Jika
anda sedang ingin berpergian dan melewati jalur menuju arah Magetan, Anda akan
melewati sebuah jalan yang pada sisi timur terdapat sebuah pemukian yang tidak
luas dengan beberapa bangunan kecil di dalamya dan pada gerbangnya tertulis
Mushola Al-Hidayah, Sambirejo RT 27 RW 01. Liposos singkatan dari Lingkungan
Pondok Sosial yang tepatnya berada di Desa Sambirejo Kecamatan Madiun.

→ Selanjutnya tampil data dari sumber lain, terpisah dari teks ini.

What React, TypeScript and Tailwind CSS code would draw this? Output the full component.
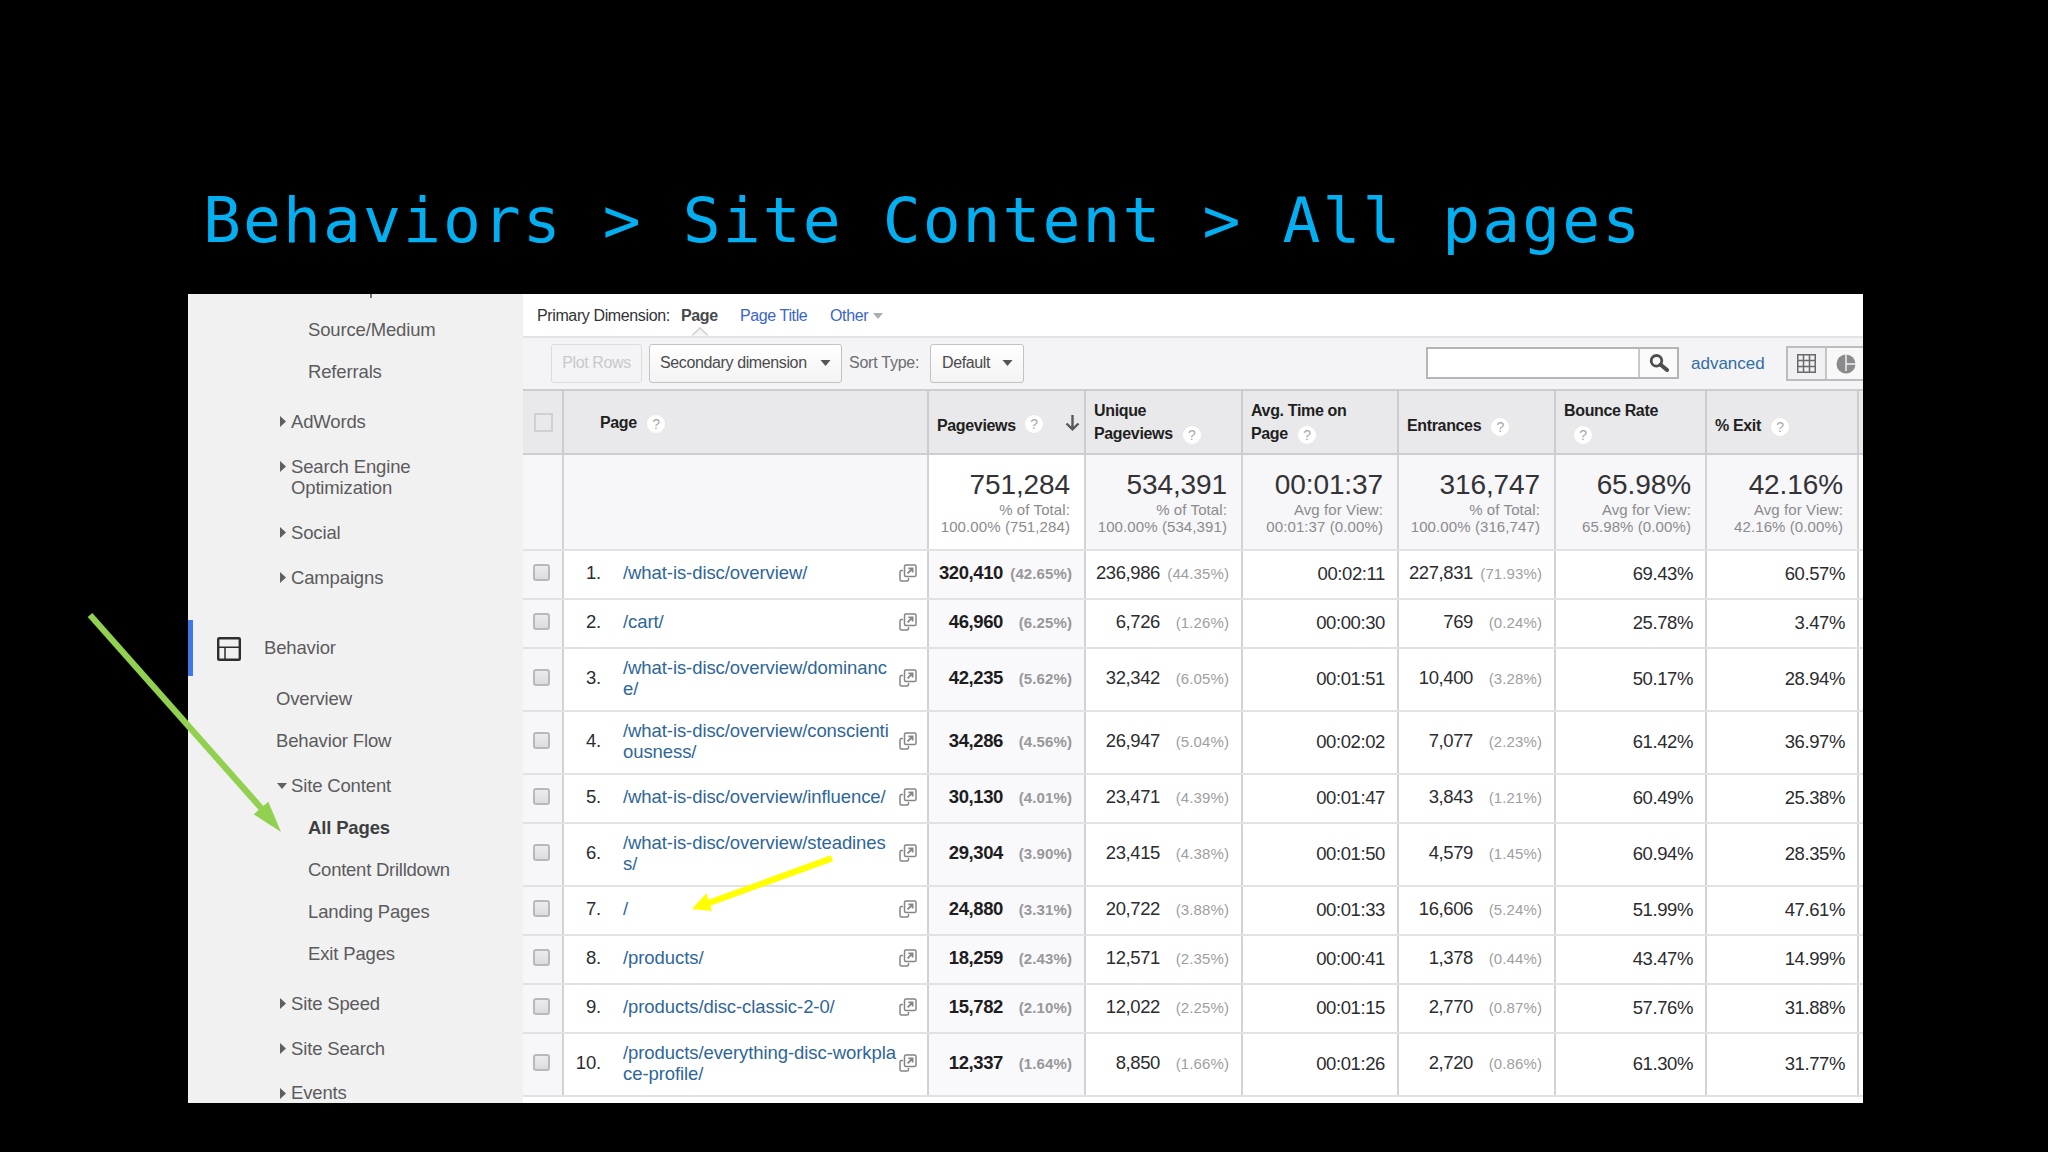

Lingkungan ini didirikan langsung oleh Pemerintah Provinsi Jawa Timur pada masa
kepemimpinan Soeharto. Pada awalnya, lingkungan ini digunakan untuk menampung
para transmigran ke Luar Jawa sebagai wujud dari pemerataan pembangunan dan
pelatihan sebelum diberangkatkan. Dibawahi langsung oleh Pemprov, lingkungan
ini begitu fungsional pada masa Presiden Soeharto. Namun setelah Beliau
lengser, lingkungan ini lambat laun tidak terurus dan ditinggalkan oleh
Pemprov.
Menurut
data yang didapat dari Ketua RT setempat, Bapak Miswan mengatakan bahwa di
tempat ini terdapat sekitar 20 keluarga yang terdiri lebih dari 100 orang.
Setiap 2 Keluarga menempati satu rumah kecil yang dibagi menjadi bagian depan
dan belakang dengan lebar kira-kira 3x3m/rumah. Karena rumah yang begitu kecil
tersebut, terpaksa warga ini hanya memiliki 1 MCK yang digunakan secara
bersama. Di lingkungan ini terdapat sebuah kelas yang dulunya digunakan untuk
tempat pelatihan, namun karena sudah tidak terpakai maka diubah menjadi masjid
dan balai pertemuan. Dari lingkungan yang tidak layak inilah, kemudian
muncullah banyak persoalan yang membelit warga sekitar.
“Kami
tidak bisa merenovasi rumah ini, karena kepemilikan tanah ini belum jelas. Kami
sudah mengajukan pemohonan ke Pemerintah Daerah Madiun untuk dapat membeli
tanah disini, agar kami bisa merenovasinya. Namun dari pihak pemerintah daerah
tidak dapat mengabulkannya karena memang keberadaan tanah di sini masih di
bawah tanggung jawab Pemerintah Provinsi. Tapi kan pihak Provinsi juga sudah
tidak mengurusi lagi. Jadi kami bingung kalau ingin memperbaiki rumah, takutnya
nantidigusur”, tambah Bapak Miswan. Dari persoalan rumah inilah kemudian
mempengaruhi hal lainnya.
Keluarga
dengan anak lebih dari 2 tentu kurang layak tinggal di rumah dengan ukuran
3x3m. Biasanya anak sulung dari keluarga tersebut akan segera meninggalkan
rumah selepas SMP untuk hidup di jalanan atau bahkan pergi entah kemana tanpa
kabar. Ibu-ibu di lingkungan ini bekerja seadanya karena mereka juga tidak
mempunyai kemampuan khusus untuk bekerja secara layak. Seorang ibu ada yang
membuka toko kelontong kecilkecilan di depan rumahnya, lainnya mengemis,
memulung sampah dan mengamen dari satu terminal ke terminal lainnya.
Bapak-bapak di sini kebanyakan bekerja sebagai kuli bangunan dan pemulung.
Meskipun
dalam keadaaan yang serba kekurangan, tidak menyurutkan semangat mereka untuk
hidup lebih baik. Setiap minggu mereka mengikuti pengajian rutin yang diisi
oleh Ustadz dari pondok di sekitar lingkungan tersebut. Ada pula pengajaran
mingguan yang diadakan oleh lembaga swasta untuk mengajar anak anak kecil di
lingkungan.
Namun
di samping itu, mereka membutuhkan bekal yang dapat menopang hidupnya. Meskipun
tempat ini tidak lagi menjadi balai pelatihan untuk para transmigran, mereka
berharap pemerintah tetap bersedia memberikan pelatihan ketrampilan untuk warga
sekitar. Agar mereka dapat bekerja secara layak atau membuka usaha
kecil-kecilan di rumah. Dan yang paling penting adalah tentang kejelasan hak
milih tanah yang mereka tinggali. Agar nasib mereka tidak simpang siur antara
tetap tinggal dan ketakutan akan adanya penggusuran.